Pentingnya Keselarasan Peraturan di Industri Hulu Migas

Operasi sektor hulu minyak dan gas bumi telah banyak memberi dampak ekonomi maupun sosial yang signifikan bagi kemajuan bangsa.

oleh Liputan6 pada 23 Nov 2015, 08:14 WIB
Operasi sektor hulu minyak dan gas bumi telah banyak memberi dampak ekonomi maupun sosial yang signifikan bagi kemajuan bangsa.

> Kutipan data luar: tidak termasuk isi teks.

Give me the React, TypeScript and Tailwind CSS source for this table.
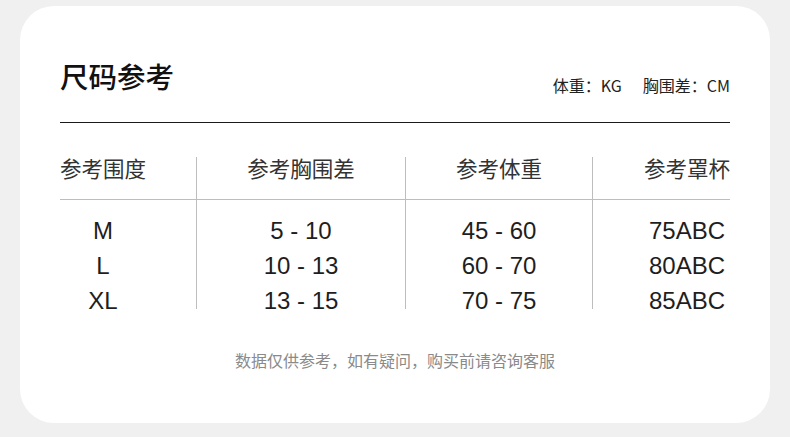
import React from 'react';

const cjk = "font-['Noto_Sans_CJK_SC',sans-serif]";
const num = "font-['Liberation_Sans',Arial,sans-serif]";

const columns = [
  { title: '参考围度', values: ['M', 'L', 'XL'], width: 'w-[136px]', head: 'justify-start', body: 'w-[86px] items-center' },
  { title: '参考胸围差', values: ['5 - 10', '10 - 13', '13 - 15'], width: 'w-[209px] border-l', head: 'justify-center', body: 'items-center' },
  { title: '参考体重', values: ['45 - 60', '60 - 70', '70 - 75'], width: 'w-[187px] border-l', head: 'justify-center', body: 'items-center' },
  { title: '参考罩杯', values: ['75ABC', '80ABC', '85ABC'], width: 'w-[138px] border-l', head: 'justify-end', body: 'w-[86px] ml-auto items-center' },
];

export default function App() {
  return (
    <div className="min-h-screen bg-[#f0f0f0] px-5 pt-[6px] pb-[14px]">
      <div className="h-[417px] rounded-[34px] bg-white px-10 pt-[50px]">
        {/* Title */}
        <div className="flex items-end justify-between border-b border-[#1a1a1a] pb-[26px]">
          <h1 className={`${cjk} text-[28.5px] leading-[40px] font-medium text-[#111]`}>尺码参考</h1>
          <p className={`${cjk} mb-[1px] text-[16px] leading-[20px] text-[#222]`}>
            体重：KG<span className="ml-[21px]">胸围差：CM</span>
          </p>
        </div>

        {/* Table */}
        <div className="mt-[34px] flex">
          {columns.map((col) => (
            <div key={col.title} className={`${col.width} h-[152px] border-[#bdbdbd]`}>
              <div className={`flex h-[43px] border-b border-[#bdbdbd] ${col.head}`}>
                <span className={`${cjk} text-[21.5px] leading-[21px] text-[#333]`}>{col.title}</span>
              </div>
              <div className={`flex flex-col pt-[13px] ${col.body}`}>
                {col.values.map((v) => (
                  <span key={v} className={`${num} text-[24px] leading-[35px] text-[#1e1e1e]`}>{v}</span>
                ))}
              </div>
            </div>
          ))}
        </div>

        {/* Footer */}
        <p className={`${cjk} mt-[41px] text-center text-[16px] leading-[20px] text-[#8a8a8a]`}>
          数据仅供参考，如有疑问，购买前请咨询客服
        </p>
      </div>
    </div>
  );
}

Liputan6.com, Jakarta Memiliki peranan penting untuk kemajuan bangsa, operasi sektor hulu minyak dan gas bumi telah banyak memberi dampak ekonomi maupun sosial yang signifikan bagi kemajuan bangsa. Selain masih menyumbang sekitar 18% dari total penerimaan negara, sektor ini juga memiliki peranan penting bagi pembangunan daerah berupa penciptaan lapangan kerja, peningkatan kegiatan ekonomi daerah, maupun peningkatan kegiatan pembangunan untuk kesejahteraan masyarakat.

Namun, terdapat permasalahan peraturan yang tidak sejalan dan bahkan saling bertentangan antara yang ditetapkan pemerintah pusat dengan yang dikeluarkan oleh pemerintah daerah (pemda) dan Dewan Perwakilan Rakyat Daerah (DPRD). Sehingga, hal ini masih menjadi momok bagi pelaku usaha di industri ekstraktif ini.

Memang di dalam Undang-Undang No. 22 Tahun 2001 (UU Migas) terdapat beberapa aturan besar yang dijadikan acuan dalam mengakomodasi kepentingan daerah, namun pada kenyataannya masih terdapat beberapa persoalan yang dihadapi. Di antaranya terkait keterlibatan pemda dalam proses penentuan dan penawaran Wilayah Kerja (blok) migas dan rencana pengembangan lapangan. Hal ini sesuai dengan Pasal 12 dan Pasal 21 UU Migas yang mewajibkan di level provinsi, sementara sebagian besar Wilayah Kerja (WK) migas berada di level kabupaten atau kota.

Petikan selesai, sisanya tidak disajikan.